- DVD cover
- Directed by: Manoj Bhatnaghar
- Written by: Manoj Bhatnaghar, B. Nithyanandham (dialogues)
- Produced by: Manoj Bhatnaghar
- Starring: Prashanth Riya Sen Raghuvaran Sukanya Vivek Vaiyapuri Ilavarasi
- Cinematography: K. S. Shiva
- Edited by: B. S. Vasu Saleem
- Music by: Manoj Bhatnaghar
- Production company: Sameera Films
- Release date: 4 February 2000;
- Running time: 142 minutes
- Country: India
- Language: Tamil

= Good Luck (2000 film) =

Good Luck is a 2000 Indian Tamil-language romantic drama film written, directed and produced by Manoj Bhatnaghar. The movie stars Prashanth, Riya Sen and Raghuvaran in main roles. The film was released on 4 February 2000.

==Plot==
Surya is a carefree Tamil youth living in Malaysia with his brother Chandramohan and sister-in-law Devi. Chandramohan and Devi are childless because of a problem with Chandramohan. Surya falls in love with dancer Priya and manages to steal her heart too. Just when things seem happy, a bombshell is dropped by a Sister Mary who tells Surya that he is the father of a small girl Pooja. Pooja must undergo an operation to save her life but insists on seeing her dad before agreeing to the operation. Surya agrees to pose as her dad and is forced to do so on a more permanent basis even after the operation is done. He is driven out of the house and loses Priya, who agrees to wed an earlier suitor, Shyam. The person who happens to be the dad of Pooja's mother wants to kill Surya for cheating his daughter but ends up being arrested by the police. The second half shifts to Cruise ship, where Chandramohan finds out that Pooja is actually his daughter. The film ends with Surya and Priya reuniting.

==Production==
The film was initially set to feature Mayuri Kango as the lead heroine, but she was later replaced by Riya Sen. The entire film was shot in Thailand and Malaysia, while significant portions were shot on a cruise ship sponsored by Star Cruises.

==Soundtrack==

The soundtrack were composed by director Manoj Bhatnagar himself and the lyrics were written by Vairamuthu. The audio launch was held in December 1999, with Keyaar and K. T. Kunjumon attending as chief guests.

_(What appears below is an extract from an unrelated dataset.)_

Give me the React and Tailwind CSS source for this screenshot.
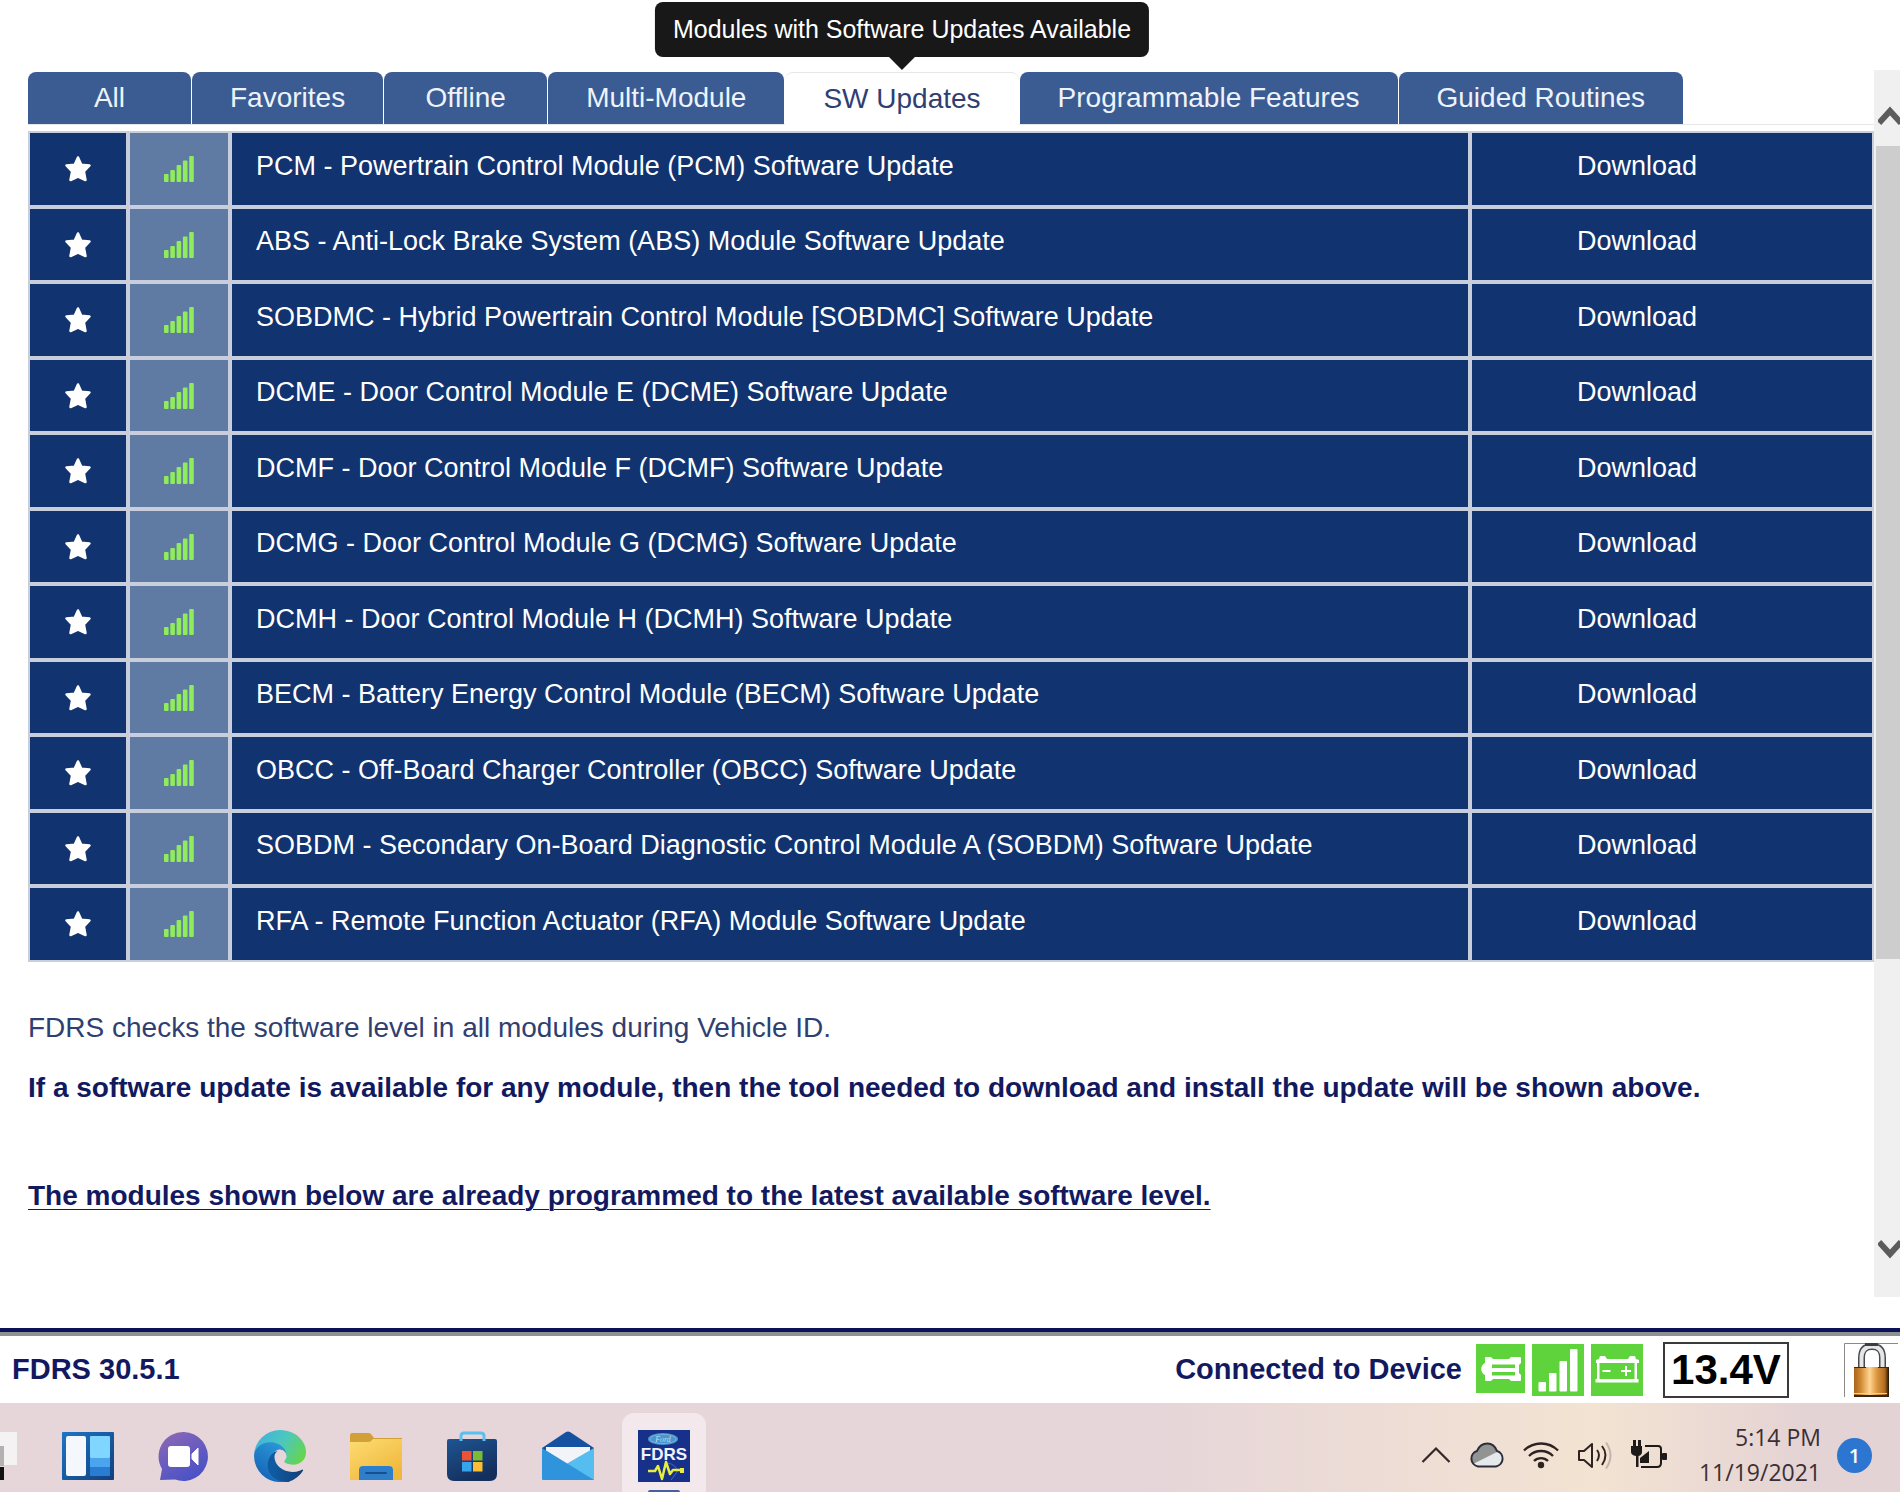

| Song | Singer(s) | Duration |
|---|---|---|
| "Kadhal Seiyum" | S. P. Balasubrahmanyam, Sujatha | 05:16 |
| "Itho Intha Nenjodu" | S. P. Balasubrahmanyam, Chitra | 04:42 |
| "July Pathinaaru Vanthaal" | Srinivas, Sujatha, Chithra | 04:25 |
| "Kadikkum Jokku " | S. N. Surendar, K. Prabhakaran, Subha, Bhuvana, Chorus | 04:54 |
| "Idhayam Thudikkirathe" | K. Prabhakaran, Chithra, Baby Deepika | 05:04 |
| "Naane Nee Nee" | P. Unnikrishnan, Sujatha | 04:40 |

==Reception==
The Hindu wrote, "There are a couple of loose ends and the director must have concentrated more on the screenplay and less on the grandeur and glamour aspects of the film." K. N. Vijiyan of New Straits Times wrote "Manoj has concentrated on giving a visual delight". Malini Mannath of Chennai Online wrote "The screenplay is weekly etched with many lose ends and unanswered questions. At times the continuity in shots and scenes is missing. A part of the time and energy spent on the luxury liner could have been spent in working out a better screenplay". Despite the relative failure of the film, Manoj Bhatnagar announced his next film soon after, a collaboration with actor Madhavan, which then failed to take off.